How to calculate confidence interval for predicted failure rate
Jun 9, 2020 9:33 AM(389 views)
This is a very basic statistics question, which also leads in to a "how do I do it in JMP" question.
Imagine I have a component with a predicted defect rate of 0.5%. I build 500 systems which each use N of these components. The components are chosen at random and independently of each other. I can test for the defect at system level.
To my simple mind, if N=2 the probability of a system being good is 0.995^2 = 99.0025%, which means I should expect five systems out of 500 to fail test. If N=3, then this would change to 0.995^3*500 = 8 systems out of 500. This is just the binomial distribution.
Is this reasoning correct? If so, can I use JMP to calculate a confidence interval around this number, and is this even a meaningful question? What additional information do I need (e.g an estimate of the variation of the defect rate) for this?
Any suggestions or pointers to useful sections of the documentation would be much appreciated!
JMP documentation is primarily about JMP, not statistics.

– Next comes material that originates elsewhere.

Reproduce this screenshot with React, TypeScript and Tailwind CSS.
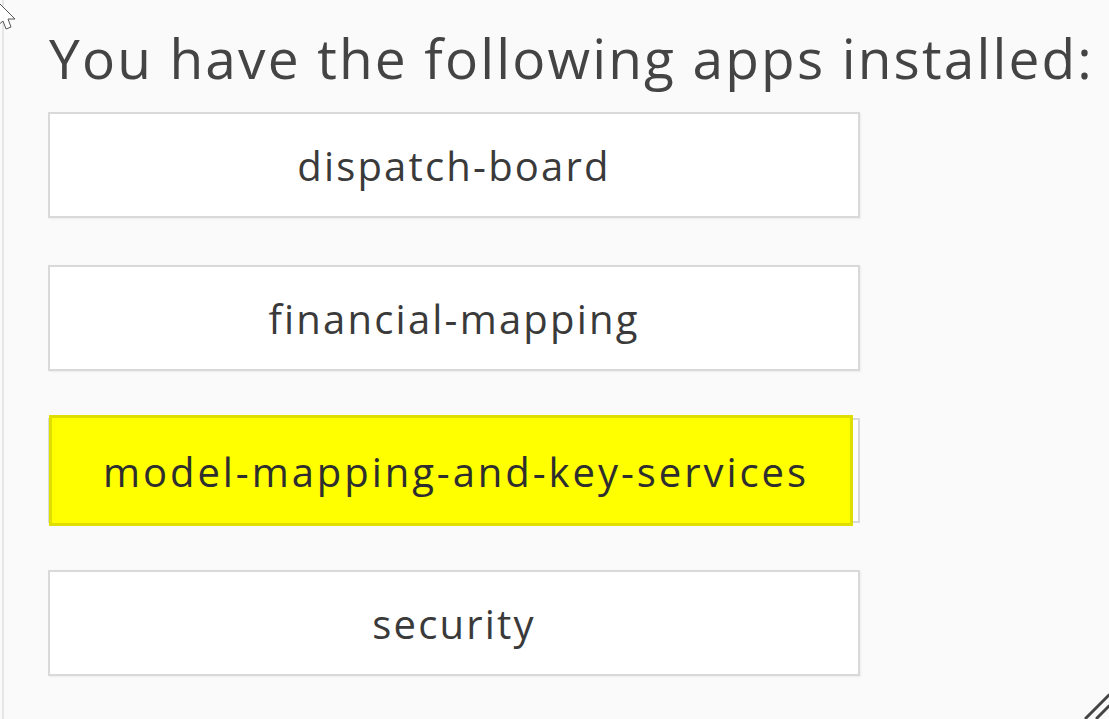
import React from "react";

const apps = ["dispatch-board", "financial-mapping", "model-mapping-and-key-services", "security"];

function Cursor() {
    return (
        <svg className="absolute left-0 top-0" width="20" height="40" viewBox="0 0 20 40">
            <path d="M-4 0 L15 19 L8 19 L11 27 L6 29 L3 21 L-3 26 Z" fill="#ffffff" stroke="#555555" strokeWidth="1" />
        </svg>
    );
}

function Grip() {
    return (
        <svg className="absolute right-0 bottom-0" width="26" height="30" viewBox="0 0 26 30">
            <path d="M3 29 L26 6" stroke="#444444" strokeWidth="3" strokeLinecap="round" />
            <path d="M14 29 L26 17" stroke="#444444" strokeWidth="3" strokeLinecap="round" />
        </svg>
    );
}

export default function App() {
    return (
        <div className="relative w-[1109px] h-[719px] overflow-hidden bg-[#fafafa]" style={{ fontFamily: '"Open Sans", sans-serif' }}>
            <div className="absolute left-[2px] top-0 bottom-0 w-[2px] bg-[#e6e6e6]"></div>
            <Cursor />
            <div className="pl-[48px] pt-[19px]">
                <h1 className="text-[55px] leading-[78px] text-[#444444] pl-[1px] tracking-[2.15px] whitespace-nowrap">You have the following apps installed:</h1>
                <div className="flex flex-col gap-[47px] mt-[15px] w-[812px]">
                    {apps.map((name, i) =>
                        i === 2 ? (
                            <div key={name} className="relative h-[108px] mt-[-3px]">
                                <div className="absolute left-0 right-0 top-[3px] bottom-0 bg-white border-2 border-[#d9d9d9]"></div>
                                <div className="absolute left-[1px] top-0 w-[804px] h-[111px] bg-[#ffff00] border-[3px] border-[#dede00] flex items-center justify-center pt-[2px] pl-[10px]">
                                    <span className="text-[40px] tracking-[2.95px] text-[#2e2e2e]">{name}</span>
                                </div>
                            </div>
                        ) : (
                            <div key={name} className="h-[106px] bg-white border-2 border-[#d9d9d9] shadow-[1px_1px_2px_rgba(0,0,0,0.06)] flex items-center justify-center pt-[2px]">
                                <span className="text-[40px] tracking-[2.2px] text-[#3a3a3a]">{name}</span>
                            </div>
                        )
                    )}
                </div>
            </div>
            <Grip />
        </div>
    );
}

There are many good sources about statistics. Please see this article. Yes, the basis for such a problem with the stated assumptions is the binomial distribution model. The model has two parameters, the probability of success and the number of trials. The confidence interval is the estimate of the probability parameter. If you know the parameter, then there is no interval. If you estimate the parameter, then there is a parameter. You could use the interval instead of the point estimate to calculate the range of the number of successes for a given number of trials.